──────── RECORDED INFORMATION
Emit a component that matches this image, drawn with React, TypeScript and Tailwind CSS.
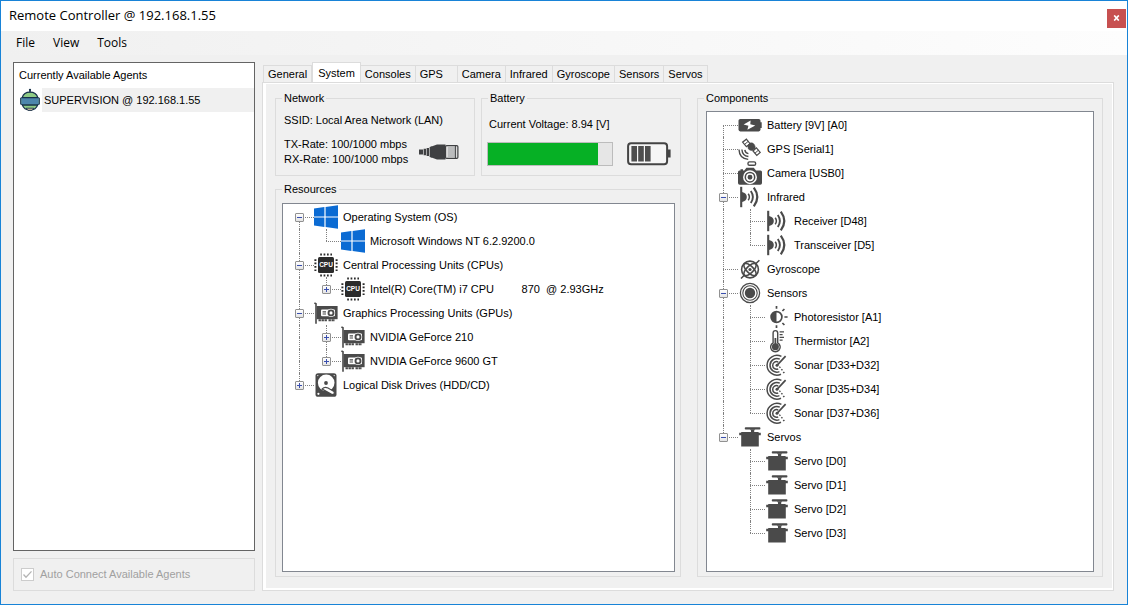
import React, { useState } from "react";

type IconName =
  | "windows"
  | "cpu"
  | "gpu"
  | "hdd"
  | "battery"
  | "gps"
  | "camera"
  | "infrared"
  | "gyroscope"
  | "sensors"
  | "photoresistor"
  | "thermistor"
  | "sonar"
  | "servo";

interface TreeItem {
  label: string;
  icon: IconName;
  open?: boolean;
  expandable?: boolean;
  children?: TreeItem[];
}

const INK = "#4a4a4a";

const glyphs: Record<IconName, React.ReactNode> = {
  windows: (
    <g fill="#0b6bd3">
      <path d="M0 3.6 10.4 2.1V11.4H0ZM11.6 1.9 24 .2V11.4H11.6ZM0 12.6H10.4V22L0 20.4ZM11.6 12.6H24V23.8L11.6 22.1Z" />
    </g>
  ),
  cpu: (
    <g>
      <rect x="4" y="4" width="16" height="16" rx="1.5" fill="#2b2b2b" />
      <g stroke="#2b2b2b" strokeWidth="2" strokeDasharray="1.7 1.7">
        <path d="M6.2 1.6H18M6.2 22.4H18M1.4 6.2V18M22.6 6.2V18" />
      </g>
      <text
        x="12"
        y="14.2"
        textAnchor="middle"
        fontSize="6.5"
        fontWeight="700"
        fill="#fff"
        fontFamily="Liberation Sans, sans-serif"
      >
        CPU
      </text>
    </g>
  ),
  gpu: (
    <g>
      <path d="M.4 2 2 2.8V22.8" fill="none" stroke={INK} strokeWidth="1.6" />
      <rect x="2.6" y="5" width="21" height="13.2" fill={INK} />
      <path d="M4.5 19.2H13M14.5 19.2H21" stroke={INK} strokeWidth="2" strokeDasharray="2.4 .6" />
      <rect x="7" y="8.6" width="14" height="6.6" rx="1" fill="#fff" />
      <path d="M8.6 10.9H12M8.6 13H12" stroke={INK} strokeWidth="1.1" />
      <circle cx="17" cy="11.9" r="4.2" fill="#fff" />
      <circle cx="17" cy="11.9" r="2.5" fill="#fff" stroke={INK} strokeWidth="1.9" />
    </g>
  ),
  hdd: (
    <g>
      <rect x="1.5" y=".2" width="21" height="23.6" rx="2.6" fill={INK} />
      <circle cx="12.2" cy="9.8" r="8.3" fill="#fff" />
      <circle cx="12" cy="10" r="1.9" fill={INK} />
      <path
        d="M8.2 16Q10.6 13.2 14 15L20 18.6Q21.2 21.6 18 21.6Z"
        fill="#fff"
        stroke={INK}
        strokeWidth="1.2"
      />
      <circle cx="4.4" cy="20.8" r="1.1" fill="#fff" />
      <circle cx="3.8" cy="2.6" r=".6" fill="#fff" />
      <circle cx="20.2" cy="2.6" r=".6" fill="#fff" />
    </g>
  ),
  battery: (
    <g>
      <rect x=".5" y="6" width="22" height="12.4" rx="1.8" fill={INK} />
      <path d="M22 9.3H23.7V15H22Z" fill={INK} />
      <path d="M12.6 7.4 5.6 11.6 10.4 12.7 9.4 16.8 17.3 12.4 12.3 11.2Z" fill="#fff" />
    </g>
  ),
  gps: (
    <g fill="none" stroke={INK}>
      <path d="M8.4 2.2 12 6.6 8.4 9.6 4.6 5.2ZM18.4 10.8 22.2 15.4 18.8 18.4 15 14Z" strokeWidth="1.2" />
      <path d="M6.6 7.4 10.2 4.4M17 16.2 20.4 13.2" strokeWidth="1" />
      <path d="M9.6 8.4 12.2 6Q14.4 5.4 16 7.2T17.2 11.6L14.6 13.4Q11.8 13.8 10.4 12Z" fill={INK} strokeWidth=".6" />
      <path d="M1 12.5Q1.3 21.6 10.2 22.4M3.9 12.5Q4.3 18.8 10.4 19.5M6.8 12.8Q7.3 16 10.4 16.6" strokeWidth="1.4" />
    </g>
  ),
  camera: (
    <g>
      <rect x="10" y=".9" width="7.6" height="3.4" rx="1.4" fill="#fff" stroke={INK} strokeWidth="1.4" />
      <path
        d="M1.5 9.4H2.5V8.2H5V9.4H6.3L8.4 6.8H15.8L18 9.4H22.5Q24 9.4 24 11V22Q24 23.7 22.3 23.7H1.7Q0 23.7 0 22V11Q0 9.4 1.5 9.4Z"
        fill={INK}
      />
      <circle cx="12" cy="16.2" r="6.2" fill={INK} stroke="#fff" strokeWidth="1.5" />
      <circle cx="12" cy="16.2" r="3.2" fill="none" stroke="#fff" strokeWidth="1.5" />
    </g>
  ),
  infrared: (
    <g fill="none" stroke={INK}>
      <path d="M3.2 1.8V22.2" strokeWidth="2.1" />
      <path d="M4 7Q8.8 8 8.8 12T4 17Z" fill={INK} stroke="none" />
      <path d="M10.2 8.8Q12.6 12 10.2 15.2" strokeWidth="1.5" />
      <path d="M12.8 6Q17 12 12.8 18" strokeWidth="1.9" />
      <path d="M15.8 2.6Q22.8 12 15.8 21.4" strokeWidth="2.2" />
    </g>
  ),
  gyroscope: (
    <g fill="none" stroke={INK} strokeWidth="1.6">
      <circle cx="12" cy="12.5" r="8.4" />
      <ellipse cx="12" cy="12.5" rx="8" ry="3.4" transform="rotate(45 12 12.5)" />
      <ellipse cx="12" cy="12.5" rx="8" ry="3.4" transform="rotate(-45 12 12.5)" />
      <path d="M3 21.5 6.5 18M17.5 7 21.4 3.2" strokeWidth="1.6" />
      <circle cx="12" cy="12.5" r="1.6" fill={INK} stroke="none" />
    </g>
  ),
  sensors: (
    <g fill="none" stroke={INK} strokeWidth="1.3">
      <circle cx="12" cy="12" r="9.6" />
      <circle cx="12" cy="12" r="7.2" strokeWidth="1.1" />
      <circle cx="12" cy="12" r="5.2" fill={INK} stroke="none" />
    </g>
  ),
  photoresistor: (
    <g fill="none" stroke={INK} strokeWidth="1.7">
      <circle cx="11.5" cy="12" r="5.4" />
      <path d="M11.5 6.6A5.4 5.4 0 0 0 11.5 17.4Z" fill={INK} stroke="none" />
      <path d="M11.5 1V3.8M11.5 20.2V23M19.4 12H22.6M17.4 6 19.4 4M17.4 18 19.4 20" />
    </g>
  ),
  thermistor: (
    <g fill="none" stroke={INK} strokeWidth="1.4">
      <path d="M8.1 13.8V4Q8.1 1.6 10.4 1.6T12.7 4V13.8A4.8 4.8 0 1 1 8.1 13.8Z" />
      <circle cx="10.4" cy="17.8" r="3.5" fill={INK} stroke="none" />
      <path d="M10.4 9V18" strokeWidth="1.8" />
      <path d="M14.6 2.8H19M14.6 5.6H17.6M14.6 8.4H19M14.6 11.2H17.6" strokeWidth="1.3" />
    </g>
  ),
  sonar: (
    <g fill="none" stroke={INK} strokeWidth="1.5">
      <path d="M16.4 3.4A9.9 9.9 0 1 0 16 21.3" />
      <path d="M14.8 6.2A6.8 6.8 0 1 0 14.4 18.6" />
      <path d="M13.2 9A3.8 3.8 0 1 0 13.2 15.8" />
      <path d="M12 12.3 20.6 3.2" strokeWidth="1.7" />
      <circle cx="12" cy="12.3" r="1.5" fill={INK} stroke="none" />
      <path d="M18.2 20 19.4 19M16.4 17.2 17.4 16.2M14.4 14.6 15.4 13.8" strokeWidth="1.6" />
    </g>
  ),
  servo: (
    <g fill={INK}>
      <rect x="6.8" y="2.2" width="15.6" height="2.3" rx=".8" />
      <path d="M11.8 4.2H17.2L16.2 5.6V7H20.6V7.8H22.8V10.2H20.8V21.6H3.2V10.2H1.2V7.8H3.2V7H13V5.6Z" />
    </g>
  ),
};

function Icon({ name }: { name: IconName }) {
  return (
    <svg viewBox="0 0 24 24" className="size-6 shrink-0" aria-hidden="true">
      {glyphs[name]}
    </svg>
  );
}

const resources: TreeItem[] = [
  {
    label: "Operating System (OS)",
    icon: "windows",
    open: true,
    children: [{ label: "Microsoft Windows NT 6.2.9200.0", icon: "windows" }],
  },
  {
    label: "Central Processing Units (CPUs)",
    icon: "cpu",
    open: true,
    children: [
      { label: "Intel(R) Core(TM) i7 CPU         870  @ 2.93GHz", icon: "cpu", expandable: true },
    ],
  },
  {
    label: "Graphics Processing Units (GPUs)",
    icon: "gpu",
    open: true,
    children: [
      { label: "NVIDIA GeForce 210", icon: "gpu", expandable: true },
      { label: "NVIDIA GeForce 9600 GT", icon: "gpu", expandable: true },
    ],
  },
  { label: "Logical Disk Drives (HDD/CD)", icon: "hdd", expandable: true },
];

const components: TreeItem[] = [
  { label: "Battery [9V] [A0]", icon: "battery" },
  { label: "GPS [Serial1]", icon: "gps" },
  { label: "Camera [USB0]", icon: "camera" },
  {
    label: "Infrared",
    icon: "infrared",
    open: true,
    children: [
      { label: "Receiver [D48]", icon: "infrared" },
      { label: "Transceiver [D5]", icon: "infrared" },
    ],
  },
  { label: "Gyroscope", icon: "gyroscope" },
  {
    label: "Sensors",
    icon: "sensors",
    open: true,
    children: [
      { label: "Photoresistor [A1]", icon: "photoresistor" },
      { label: "Thermistor [A2]", icon: "thermistor" },
      { label: "Sonar [D33+D32]", icon: "sonar" },
      { label: "Sonar [D35+D34]", icon: "sonar" },
      { label: "Sonar [D37+D36]", icon: "sonar" },
    ],
  },
  {
    label: "Servos",
    icon: "servo",
    open: true,
    children: [
      { label: "Servo [D0]", icon: "servo" },
      { label: "Servo [D1]", icon: "servo" },
      { label: "Servo [D2]", icon: "servo" },
      { label: "Servo [D3]", icon: "servo" },
    ],
  },
];

function Guide({ up, down, across }: { up: boolean; down: boolean; across: boolean }) {
  return (
    <span className="grid h-6 w-[27px] shrink-0 grid-rows-2 pl-3" aria-hidden="true">
      <span className={up ? "border-l border-dotted border-[#808080]" : ""} />
      <span
        className={
          (down ? "border-l border-dotted border-[#808080] " : "") +
          (across ? "border-t border-dotted border-t-[#808080]" : "")
        }
      />
    </span>
  );
}

interface NodeProps {
  item: TreeItem;
  trail: boolean[];
  first: boolean;
  last: boolean;
}

function TreeNode({ item, trail, first, last }: NodeProps) {
  const [open, setOpen] = useState(Boolean(item.open));
  const canExpand = item.expandable || Boolean(item.children);
  return (
    <li role="treeitem" aria-expanded={canExpand ? open : undefined}>
      <div className="flex h-6 items-center pl-1">
        {trail.map((more, i) => (
          <Guide key={i} up={more} down={more} across={false} />
        ))}
        <span className="relative">
          <Guide up={!first} down={!last} across />
          {canExpand && (
            <button
              type="button"
              aria-label={(open ? "Collapse " : "Expand ") + item.label}
              onClick={() => setOpen(!open)}
              className="absolute top-2 left-2 flex size-[9px] items-center justify-center rounded-[1px] border border-[#919191] bg-linear-to-b from-white to-[#e4e4e4]"
            >
              <svg viewBox="0 0 5 5" className="size-[5px] shrink-0" aria-hidden="true">
                <path d={open ? "M0 2H5V3H0Z" : "M0 2H2V0H3V2H5V3H3V5H2V3H0Z"} fill="#3a4fae" />
              </svg>
            </button>
          )}
        </span>
        <Icon name={item.icon} />
        <span className="pl-[5px] whitespace-pre">{item.label}</span>
      </div>
      {open && item.children && <TreeList items={item.children} trail={[...trail, !last]} />}
    </li>
  );
}

function TreeList({ items, trail }: { items: TreeItem[]; trail: boolean[] }) {
  return (
    <ul role={trail.length ? "group" : "tree"}>
      {items.map((item, i) => (
        <TreeNode
          key={item.label}
          item={item}
          trail={trail}
          first={i === 0 && trail.length === 0}
          last={i === items.length - 1}
        />
      ))}
    </ul>
  );
}

function Group({
  title,
  className = "",
  bodyClassName,
  children,
}: {
  title: string;
  className?: string;
  bodyClassName: string;
  children: React.ReactNode;
}) {
  return (
    <fieldset className={"flex min-w-0 flex-col border border-[#dcdcdc] " + className}>
      <legend className="ml-1.5 px-0.5 leading-[13px]">{title}</legend>
      <div className={"flex flex-1 flex-col " + bodyClassName}>{children}</div>
    </fieldset>
  );
}

function RobotIcon() {
  return (
    <svg viewBox="0 0 22 24" className="h-6 w-[22px] shrink-0" aria-hidden="true">
      <path d="M11 1.5V5" stroke="#16304a" strokeWidth="1.6" />
      <circle cx="11" cy="1.8" r="1.1" fill="#16304a" />
      <path
        d="M11 4.2Q17.2 4.2 18.8 9.6L20.2 10.4V15.8L18.8 16.6Q17 22 11 22T3.2 16.6L1.8 15.8V10.4L3.2 9.6Q4.8 4.2 11 4.2Z"
        fill="#8fcb85"
        stroke="#16304a"
        strokeWidth="1.3"
      />
      <rect x="2.4" y="10" width="17.2" height="6.6" fill="#4d86ac" />
      <path d="M3 9.6H19M3 17H19" stroke="#16304a" strokeWidth="1.4" />
      <path d="M7.2 20.2H14.8L13 22.4H9Z" fill="#c9b79d" stroke="#16304a" strokeWidth=".8" />
    </svg>
  );
}

function PlugIcon() {
  return (
    <svg viewBox="0 0 40 18" className="h-[18px] w-10 shrink-0" aria-hidden="true">
      <path d="M0 6.4H4V11.6H0ZM4.6 5.8H7V12.2H4.6ZM7.6 5H10V13H7.6ZM10.6 4 13 3.2V14.8L10.6 14Z" fill="#3f4042" />
      <path d="M12.5 3.4 18 1.6H26.5V16.4H18L12.5 14.6Z" fill="#3f4042" />
      <rect x="26.5" y="2.6" width="12.4" height="12.8" rx="1.2" fill="#dcdcdc" stroke="#3f4042" strokeWidth="1.2" />
      <path d="M29 5H36M29 7H36M29 9H36M29 11H36M29 13H36" stroke="#9a9c9e" strokeWidth="1" />
      <path d="M36.4 3V15" stroke="#3f4042" strokeWidth="1" />
    </svg>
  );
}

function BatteryLevelIcon() {
  return (
    <svg viewBox="0 0 44 24" className="h-6 w-11 shrink-0" aria-hidden="true">
      <rect x="1.1" y="1.2" width="39" height="21" rx="3" fill="#f6f6f6" stroke="#444" strokeWidth="2" />
      <path d="M41 7.5H43.6V15.5H41Z" fill="#444" />
      <path d="M4.4 4H10V19.4H4.4ZM11.2 4H16.8V19.4H11.2ZM18 4H23.6V19.4H18Z" fill="#4e4e4e" />
    </svg>
  );
}

const tabs = ["General", "System", "Consoles", "GPS", "Camera", "Infrared", "Gyroscope", "Sensors", "Servos"];

export default function App() {
  const [tab, setTab] = useState("System");
  const charge = 89;

  return (
    <div className="flex min-h-screen flex-col border border-[#1883d7] bg-[#f0f0f0] font-['Liberation_Sans',Arial,sans-serif] text-[11px] text-black">
      <header className="flex h-[30px] shrink-0 items-center justify-between bg-white pr-px pl-2 font-['Open_Sans',sans-serif] text-[13px]">
        <h1>Remote Controller @ 192.168.1.55</h1>
        <button
          type="button"
          aria-label="Close"
          className="mt-1 flex size-[19px] items-center justify-center bg-[#c75050]"
        >
          <svg viewBox="0 0 7 6" className="h-1.5 w-[7px]" aria-hidden="true">
            <path d="M1.2.4 5.8 5.6M5.8.4 1.2 5.6" stroke="#fff" strokeWidth="1.6" />
          </svg>
        </button>
      </header>
      <nav className="flex h-6 shrink-0 items-center gap-[18px] bg-linear-to-r from-[#f0f0f0] to-[#fdfdfd] pl-[15px] font-['Open_Sans',sans-serif] text-xs">
        <button type="button">File</button>
        <button type="button">View</button>
        <button type="button">Tools</button>
      </nav>

      <div className="flex flex-1 gap-[7px] pt-[7px] pr-[13px] pb-[13px] pl-3">
        <aside className="flex w-[242px] shrink-0 flex-col gap-[7px]">
          <section className="flex-1 border border-[#646464] bg-white">
            <h2 className="flex h-[25px] items-center pl-[5px]">Currently Available Agents</h2>
            <ul>
              <li className="flex h-6 items-center pl-[5px]">
                <RobotIcon />
                <span className="ml-px flex h-6 flex-1 items-center bg-[#f0f0f0] pl-0.5">
                  SUPERVISION @ 192.168.1.55
                </span>
              </li>
            </ul>
          </section>
          <label className="flex h-[33px] items-center gap-1.5 border border-[#dcdcdc] pl-[7px] text-[#a0a0a0]">
            <span className="relative flex size-[13px]">
              <input
                type="checkbox"
                defaultChecked
                disabled
                className="size-[13px] appearance-none border border-[#cccccc] bg-white"
              />
              <svg viewBox="0 0 13 13" className="absolute inset-0 size-[13px]" aria-hidden="true">
                <path d="M2.5 6.5 5 9.2 10.5 3.4" fill="none" stroke="#b4b4b4" strokeWidth="1.3" />
              </svg>
            </span>
            Auto Connect Available Agents
          </label>
        </aside>

        <main className="flex min-w-0 flex-1 flex-col">
          <div role="tablist" className="flex h-5 items-end pl-px">
            {tabs.map((name) => (
              <button
                key={name}
                type="button"
                role="tab"
                aria-selected={tab === name}
                onClick={() => setTab(name)}
                className={
                  tab === name
                    ? "h-5 min-w-[42px] border-x border-t border-[#dcdcdc] bg-white px-[5px] text-left leading-[18px]"
                    : "h-[17px] min-w-[42px] border-t border-r border-[#dcdcdc] px-1 text-left leading-[17px] first:border-l"
                }
              >
                {name}
              </button>
            ))}
          </div>
          <div role="tabpanel" className="flex flex-1 border border-[#dcdcdc] bg-white pt-px pr-px pb-0.5 pl-[3px]">
            <div className="grid min-w-0 flex-1 grid-cols-2 gap-4 bg-[#f0f0f0] pt-2 pr-[9px] pb-[11px] pl-[9px]">
              <div className="flex min-w-0 flex-col gap-[7px]">
                <div className="grid grid-cols-2 gap-1.5">
                  <Group title="Network" className="h-[84px]" bodyClassName="pr-[15px] pl-2">
                    <p className="mt-[7px] leading-4">SSID: Local Area Network (LAN)</p>
                    <div className="mt-[9px] flex items-center justify-between">
                      <p className="leading-[15px]">
                        TX-Rate: 100/1000 mbps
                        <br />
                        RX-Rate: 100/1000 mbps
                      </p>
                      <PlugIcon />
                    </div>
                  </Group>
                  <Group title="Battery" className="h-[84px]" bodyClassName="pr-[9px] pl-[5px]">
                    <p className="mt-[11px] pl-0.5 leading-4">Current Voltage: 8.94 [V]</p>
                    <div className="mt-2.5 flex items-center gap-3.5">
                      <div
                        role="progressbar"
                        aria-label="Battery charge"
                        aria-valuenow={charge}
                        className="h-6 flex-1 border border-[#bcbcbc] bg-[#e6e6e6]"
                      >
                        <div className="h-full bg-[#06b025]" style={{ width: `${charge}%` }} />
                      </div>
                      <BatteryLevelIcon />
                    </div>
                  </Group>
                </div>
                <Group title="Resources" className="flex-1" bodyClassName="pt-[7px] pr-[5px] pb-1 pl-1.5">
                  <div className="flex-1 border border-[#828790] bg-white pt-px">
                    <TreeList items={resources} trail={[]} />
                  </div>
                </Group>
              </div>
              <Group title="Components" bodyClassName="px-2 pt-1.5 pb-1">
                <div className="flex-1 border border-[#828790] bg-white pt-px">
                  <TreeList items={components} trail={[]} />
                </div>
              </Group>
            </div>
          </div>
        </main>
      </div>
    </div>
  );
}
────────────────
WRITTEN PROBLEM:
Go through the lines above. Select every one that has the string "React".

FULL ANSWER:
Emit a component that matches this image, drawn with React, TypeScript and Tailwind CSS.
import React, { useState } from "react";
const glyphs: Record<IconName, React.ReactNode> = {
  children: React.ReactNode;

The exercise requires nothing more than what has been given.